From about fifth grade onward, we start expecting our students to take notes, either on what we say or what they read. But many students have never been explicitly taught the point of note taking, or what makes a good set of notes. Note-taking is a skill we have to teach if we expect it to be done well, like just about everything else.
Why Take Notes?
My son was so thrilled when he found out he could bring one index card to his tests in science last year. He would spend hours painstakingly condensing everything from the unit in microscopic print on that teensy card. What he didn’t realize was that the act of rereading his material and figuring out what to include was helping it all stick in his brain.
The purpose of taking notes is to have a reference for the information you want to ultimately stick in your brain. Notes should be the most important points of something, but they should also be a way to process and synthesize new information. For so many students, they act stops at the writing and never gets to the synthesizing part. Many students take copious notes, but either they aren’t reviewed, or they are so dense that when they are reviewed, it’s just like reading the whole book once more.

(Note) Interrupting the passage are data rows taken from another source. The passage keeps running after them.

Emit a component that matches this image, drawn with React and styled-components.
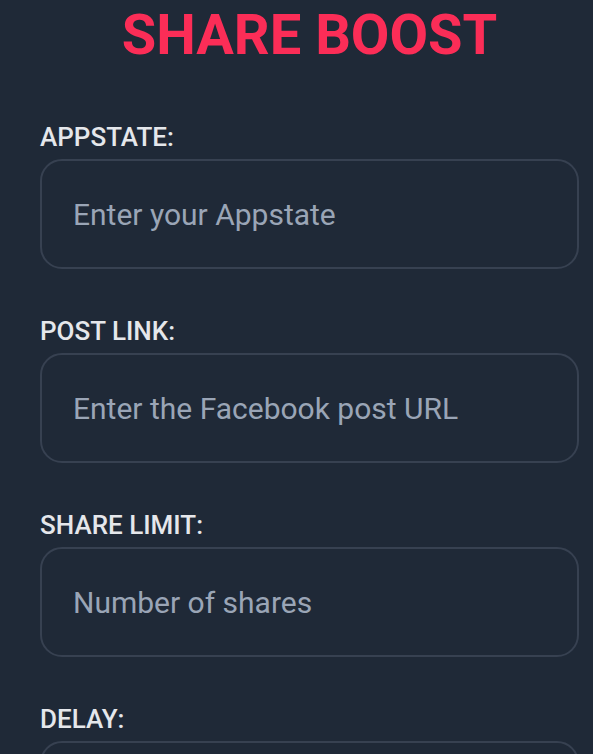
import React from "react";
import styled, { createGlobalStyle } from "styled-components";

const GlobalStyle = createGlobalStyle`
  html, body {
    margin: 0;
    padding: 0;
    background: #1f2937;
  }
  body {
    font-family: Roboto, "Noto Sans", "Liberation Sans", sans-serif;
  }
`;

const fields = [
  { label: "APPSTATE:", placeholder: "Enter your Appstate" },
  { label: "POST LINK:", placeholder: "Enter the Facebook post URL" },
  { label: "SHARE LIMIT:", placeholder: "Number of shares" },
  { label: "DELAY:", placeholder: "Delay in seconds" },
];

const App = () => {
  return (
    <>
      <GlobalStyle />
      <Page>
        <Title>SHARE BOOST</Title>
        <Form>
          {fields.map((f) => (
            <Field key={f.label}>
              <Label>{f.label}</Label>
              <Input placeholder={f.placeholder} />
            </Field>
          ))}
        </Form>
      </Page>
    </>
  );
};

export default App;

const Page = styled.div`
  width: 539px;
  padding-left: 40px;
  padding-top: 6px;
  height: 748px;
  overflow: hidden;
`;

const Title = styled.h1`
  margin: 0;
  font-size: 56px;
  line-height: 58px;
  font-weight: 700;
  color: #fb2d57;
  text-align: center;
`;

const Form = styled.div`
  display: flex;
  flex-direction: column;
  gap: 46px;
  margin-top: 57px;
`;

const Field = styled.div`
  display: flex;
  flex-direction: column;
  gap: 6px;
`;

const Label = styled.label`
  font-size: 26px;
  line-height: 32px;
  font-weight: 500;
  color: #e5e7eb;
`;

const Input = styled.input`
  box-sizing: border-box;
  width: 100%;
  height: 110px;
  border: 2px solid #374151;
  border-radius: 22px;
  background: #1f2937;
  padding: 0 31px;
  font-family: inherit;
  font-size: 30px;
  color: #e5e7eb;
  outline: none;

  &::placeholder {
    color: #9aa5b6;
  }
`;
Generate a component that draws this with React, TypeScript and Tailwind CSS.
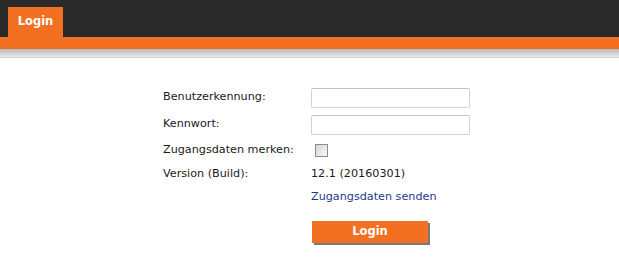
import React from 'react';

function LoginPage() {
  const rows = [
    { label: 'Benutzerkennung:', kind: 'input', h: 'h-[27px]' },
    { label: 'Kennwort:', kind: 'password', h: 'h-[27px]' },
    { label: 'Zugangsdaten merken:', kind: 'check', h: 'h-[24px]' },
    { label: 'Version (Build):', kind: 'text', h: 'h-[25px]' },
    { label: '', kind: 'link', h: 'h-[20px]' },
  ];

  return (
    <div className="min-h-screen bg-white font-['DejaVu_Sans',Verdana,sans-serif] text-[11.2px] text-[#1a1a1a]">
      {/* HEADER */}
      <div className="h-[37px] bg-[#2a2a2a] flex items-end pl-[8px]">
        <div className="h-[30px] w-[55px] bg-[#f37022] flex items-center justify-center text-white font-bold text-[11.5px]">
          Login
        </div>
      </div>
      <div className="h-[12px] bg-[#f37022]"></div>
      <div className="h-[9px] bg-gradient-to-b from-[#b9b9b9] to-[#e9e9e9] border-b border-[#d2d2d2]"></div>

      {/* FORM */}
      <div className="pt-[26px] pl-[163px]">
        {rows.map((row, i) => (
          <div key={i} className={`flex items-center ${row.h}`}>
            <div className="w-[148px] shrink-0">{row.label}</div>
            {(row.kind === 'input' || row.kind === 'password') && (
              <input
                type={row.kind === 'password' ? 'password' : 'text'}
                className="w-[159px] h-[20px] border border-[#d3d3d3] border-t-[#c2c2c2] rounded-[2px] bg-white outline-none"
              />
            )}
            {row.kind === 'check' && (
              <div className="ml-[4px] w-[13px] h-[13px] border border-[#8c8c8c] bg-gradient-to-br from-[#d6d6d6] to-[#fafafa]"></div>
            )}
            {row.kind === 'text' && <div>12.1 (20160301)</div>}
            {row.kind === 'link' && (
              <a href="#" className="text-[#1c3a8a]">Zugangsdaten senden</a>
            )}
          </div>
        ))}

        <div className="mt-[14px] pl-[149px]">
          <button className="w-[116px] h-[22px] bg-[#f37022] text-white font-bold text-[11.5px] shadow-[2px_2px_0_#7a7a7a]">
            Login
          </button>
        </div>
      </div>
    </div>
  );
}

export default function App() {
  return <LoginPage />;
}
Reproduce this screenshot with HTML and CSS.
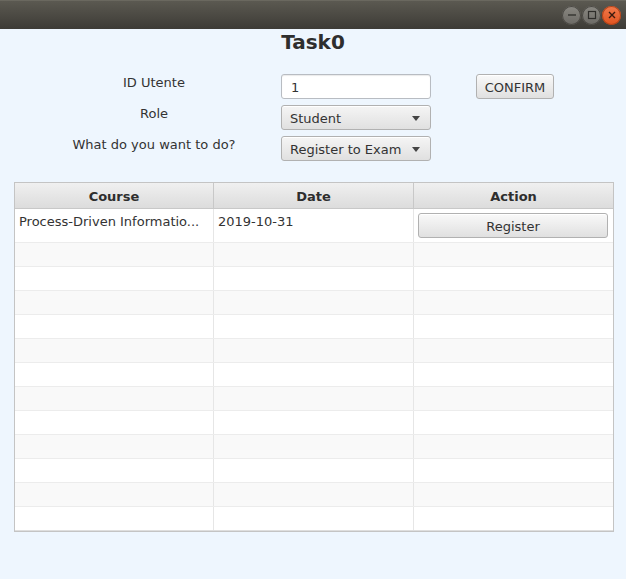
FILE: index.html
```html
<!DOCTYPE html>
<html>
<head>
<meta charset="utf-8">
<link rel="stylesheet" href="styles.css">
</head>
<body>
<div class="titlebar">
  <div class="wm-buttons">
    <span class="wm-btn wm-min"><svg width="18" height="18" viewBox="0 0 18 18"><line x1="5" y1="9" x2="13" y2="9" stroke="#2e2d2a" stroke-width="1.3"/></svg></span>
    <span class="wm-btn wm-max"><svg width="18" height="18" viewBox="0 0 18 18"><rect x="5.5" y="5.5" width="7" height="7" fill="none" stroke="#2e2d2a" stroke-width="1.2"/></svg></span>
    <span class="wm-btn wm-close"><svg width="18" height="18" viewBox="0 0 18 18"><path d="M6 6 L12 12 M12 6 L6 12" stroke="#3a1a0e" stroke-width="1.4"/></svg></span>
  </div>
</div>
<main class="content">
  <h1 class="app-title">Task0</h1>
  <div class="form">
    <label class="form-label">ID Utente</label>
    <div class="textfield">1</div>
    <button class="btn confirm">CONFIRM</button>

    <label class="form-label">Role</label>
    <div class="combo"><span>Student</span><span class="arrow"></span></div>
    <span></span>

    <label class="form-label">What do you want to do?</label>
    <div class="combo"><span>Register to Exam</span><span class="arrow"></span></div>
    <span></span>
  </div>

  <div class="table">
    <div class="thead">
      <div class="th">Course</div>
      <div class="th">Date</div>
      <div class="th">Action</div>
    </div>
    <div class="row first">
      <div class="td">Process-Driven Informatio...</div>
      <div class="td">2019-10-31</div>
      <div class="td action"><button class="btn register">Register</button></div>
    </div>
    <div class="row odd"><div class="td"></div><div class="td"></div><div class="td"></div></div>
    <div class="row"><div class="td"></div><div class="td"></div><div class="td"></div></div>
    <div class="row odd"><div class="td"></div><div class="td"></div><div class="td"></div></div>
    <div class="row"><div class="td"></div><div class="td"></div><div class="td"></div></div>
    <div class="row odd"><div class="td"></div><div class="td"></div><div class="td"></div></div>
    <div class="row"><div class="td"></div><div class="td"></div><div class="td"></div></div>
    <div class="row odd"><div class="td"></div><div class="td"></div><div class="td"></div></div>
    <div class="row"><div class="td"></div><div class="td"></div><div class="td"></div></div>
    <div class="row odd"><div class="td"></div><div class="td"></div><div class="td"></div></div>
    <div class="row"><div class="td"></div><div class="td"></div><div class="td"></div></div>
    <div class="row odd"><div class="td"></div><div class="td"></div><div class="td"></div></div>
    <div class="row"><div class="td"></div><div class="td"></div><div class="td"></div></div>
  </div>
</main>
</body>
</html>
```

FILE: styles.css
```css
* { box-sizing: border-box; }
html, body { margin: 0; padding: 0; }
body {
  width: 626px;
  height: 579px;
  overflow: hidden;
  background: #eef6fe;
  font-family: "DejaVu Sans", "Liberation Sans", sans-serif;
  font-size: 13px;
  color: #333333;
}
.titlebar {
  height: 29px;
  background: linear-gradient(#5b5951, #3d3b36);
  border-top: 1px solid #6a685f;
  display: flex;
  justify-content: flex-end;
  align-items: center;
  padding-right: 5px;
}
.wm-buttons { display: flex; gap: 1px; }
.wm-btn {
  width: 19px;
  height: 19px;
  border-radius: 50%;
  display: flex;
  align-items: center;
  justify-content: center;
  background: linear-gradient(#8a8882, #6b6964);
  box-shadow: inset 0 0 0 1px #4a4843;
}
.wm-close {
  background: linear-gradient(#f27a4c, #e0531f);
  box-shadow: inset 0 0 0 1px #b0431a;
}
.content { padding: 1px 0 0 0; }
.app-title {
  margin: 0;
  height: 24px;
  line-height: 24px;
  font-size: 20px;
  font-weight: bold;
  text-align: center;
  color: #2e2e2e;
}
.form {
  margin-top: 20px;
  padding-left: 60px;
  display: grid;
  grid-template-columns: 188px 150px 78px;
  grid-auto-rows: 25px;
  column-gap: 33px;
  row-gap: 6px;
}
.form-label {
  text-align: center;
  line-height: 17px;
  align-self: start;
}
.textfield {
  height: 25px;
  border: 1px solid #b8bcc2;
  border-radius: 3px;
  background: #ffffff;
  padding: 1px 9px 0 9px;
  line-height: 23px;
  box-shadow: inset 0 1px 1px #eaeaea;
}
.btn {
  font-family: "DejaVu Sans", "Liberation Sans", sans-serif;
  font-size: 13px;
  color: #333333;
  height: 25px;
  border: 1px solid #b1b1b1;
  border-radius: 3px;
  background: linear-gradient(#f9f9f9, #e0e0e0);
  padding: 2px 0 0 0;
  box-shadow: inset 0 1px 0 #ffffff;
}
.confirm { margin-left: 12px; width: 78px; }
.combo {
  height: 25px;
  border: 1px solid #b1b1b1;
  border-radius: 3px;
  background: linear-gradient(#f5f5f5, #e0e0e0);
  box-shadow: inset 0 1px 0 #ffffff;
  display: flex;
  align-items: center;
  justify-content: space-between;
  padding: 2px 10px 0 8px;
}
.arrow {
  width: 0;
  height: 0;
  margin-top: -1px;
  border-left: 4.5px solid transparent;
  border-right: 4.5px solid transparent;
  border-top: 5px solid #444444;
}
.table {
  margin: 21px 0 0 14px;
  width: 600px;
  border: 1px solid #c4c4c4;
  background: #ffffff;
}
.thead {
  display: grid;
  grid-template-columns: 199px 200px 199px;
  height: 26px;
  background: linear-gradient(#f0f0f0, #dcdcdc);
  border-bottom: 1px solid #c8c8c8;
}
.th {
  font-weight: bold;
  text-align: center;
  line-height: 27px;
  border-right: 1px solid #c8c8c8;
  color: #2e2e2e;
}
.th:last-child { border-right: none; }
.row {
  display: grid;
  grid-template-columns: 199px 200px 199px;
  height: 24px;
  border-bottom: 1px solid #ececec;
  background: #ffffff;
}
.row.odd { background: #f9f9f9; }
.row.first { height: 34px; }
.row:last-child { border-bottom: 1px solid #dedede; }
.td {
  border-right: 1px solid #e6e6e6;
  padding: 4px 0 0 4px;
  line-height: 17px;
  white-space: nowrap;
  overflow: hidden;
}
.td:last-child { border-right: none; }
.td.action { padding: 4px 4px 0 4px; }
.register { width: 190px; height: 25px; }
```
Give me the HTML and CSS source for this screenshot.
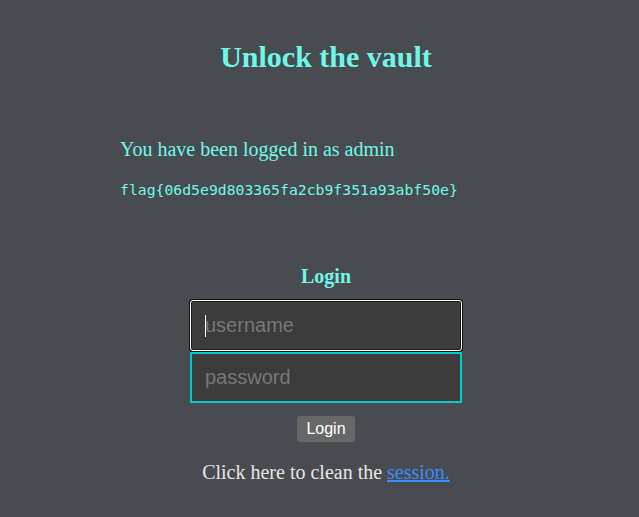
FILE: index.html
```html
<!DOCTYPE html>
<html lang="en">
<head>
<meta charset="utf-8">
<title>Unlock the vault</title>
<link rel="stylesheet" href="styles.css">
</head>
<body>
<div class="page">
  <h1 class="title">Unlock the vault</h1>
  <div class="status">
    <p class="logged">You have been logged in as admin</p>
    <p class="flag">flag{06d5e9d803365fa2cb9f351a93abf50e}</p>
  </div>
  <form class="login">
    <h3 class="login-title">Login</h3>
    <div class="fields">
      <div class="field-wrap">
        <input class="field field-focus" type="text" placeholder="username">
        <span class="caret"></span>
      </div>
      <input class="field field-pass" type="password" placeholder="password">
    </div>
    <button class="btn" type="button">Login</button>
  </form>
  <p class="clean">Click here to clean the <a class="link" href="#">session.</a></p>
</div>
</body>
</html>
```
FILE: styles.css
```css
html, body {
  margin: 0;
  padding: 0;
  background: #484c50;
}
body {
  font-family: "Liberation Serif", "Times New Roman", serif;
  min-height: 517px;
}
.page {
  padding-left: 13px;
  padding-top: 39px;
  display: flex;
  flex-direction: column;
  align-items: center;
}
.title {
  margin: 0;
  font-size: 30px;
  line-height: 36px;
  font-weight: bold;
  color: #6ff7e9;
}
.status {
  align-self: flex-start;
  padding-left: 107px;
  margin-top: 62px;
}
.logged {
  margin: 0;
  font-size: 20px;
  line-height: 24px;
  color: #6ff7e9;
}
.flag {
  margin: 20px 0 0;
  font-family: "DejaVu Sans Mono", monospace;
  font-size: 14.77px;
  line-height: 18px;
  color: #6ff7e9;
}
.login {
  margin-top: 65px;
  display: flex;
  flex-direction: column;
  align-items: center;
}
.login-title {
  margin: 0;
  font-size: 20px;
  line-height: 24px;
  font-weight: bold;
  color: #6ff7e9;
}
.fields {
  margin-top: 12px;
  display: flex;
  flex-direction: column;
  gap: 1px;
}
.field-wrap {
  position: relative;
  display: flex;
}
.caret {
  position: absolute;
  left: 15px;
  top: 15px;
  width: 1px;
  height: 22px;
  background: #ffffff;
}
.field {
  box-sizing: border-box;
  width: 272px;
  height: 51px;
  margin: 0;
  padding: 0 12px 0 13px;
  background: #3c3c3c;
  border: 2px solid #3c3c3c;
  font-family: "Liberation Sans", Arial, sans-serif;
  font-size: 20px;
  color: #dddddd;
  outline: none;
}
.field::placeholder {
  color: #777777;
}
.field-focus {
  border: 1px solid #ffffff;
  border-radius: 3px;
  padding-left: 14px;
  box-shadow: 0 0 0 1px #111111, inset 0 0 0 1px #1a1a1a;
}
.field-pass {
  border-color: #00cccc;
}
.btn {
  margin-top: 13px;
  padding: 4px 9px;
  height: 26px;
  box-sizing: border-box;
  background: #676767;
  color: #ffffff;
  border: none;
  border-radius: 3px;
  font-family: "Liberation Sans", Arial, sans-serif;
  font-size: 16px;
  line-height: 18px;
}
.clean {
  margin: 18px 0 0;
  font-size: 20px;
  line-height: 24px;
  color: #e6e6e6;
}
.link {
  color: #3a8cff;
  text-decoration: underline;
}
```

What Makes Notes More Powerful?
Cult of Pedagogy has a great podcast and research roundup about note-taking. To summarize them (and others), here are some key ideas to remember about powerful note taking:
Note taking helps: just the act of listening and writing helps things stick in our long term memory.
More is actually more: even though we call it a “note,” the more complete they are, the better.
Teach note-taking strategies: I said that! (see above)
Add visuals: if you ever wondered why you like Pinterest so much, it’s because of visuals make a difference. Visuals help us access parts of our brain that we don’t thought traditional note-taking.
Revising, reviewing, and reflecting on notes makes them more powerful: this is a crucial piece often missing from notes, but it’s so important to make notes stick.
Scaffolding is important: Providing students with a template or outline helps not only teach students how to take notes effectively, but in the retention of information.
Handwriting beats digital, but…: the research is still sparse about this one, but what seems to ring true is it’s about whatever note-taking system works for the learner.
Read With a Pencil
This is a skill students can learn even at a young age. Reading with a pencil is essentially annotating a passage to create connections and meaning. It forces us to attend to the text (and not only an English text: this works for math too!) instead of skimming. There are tons of versions of this strategy out there, with different symbols and ideas. For young students, just circling confusing words or underlining one idea they like is enough.
Graphic Organizers
For another note-taking strategy that spans all ages, I really do love me some graphic organizers. When done right, graphic organizers are an amazing scaffold for supporting student processing of information.
To get your freebie PDF of this graphic organizer, CLICK HERE.
An important thing to remember is that not all graphic organizers fit all purposes. Before you assign one, always think about the purpose of the lesson: is it to summarize, reflect, or respond? Do I want to know what students know, or do I want to support them in making deeper meaning?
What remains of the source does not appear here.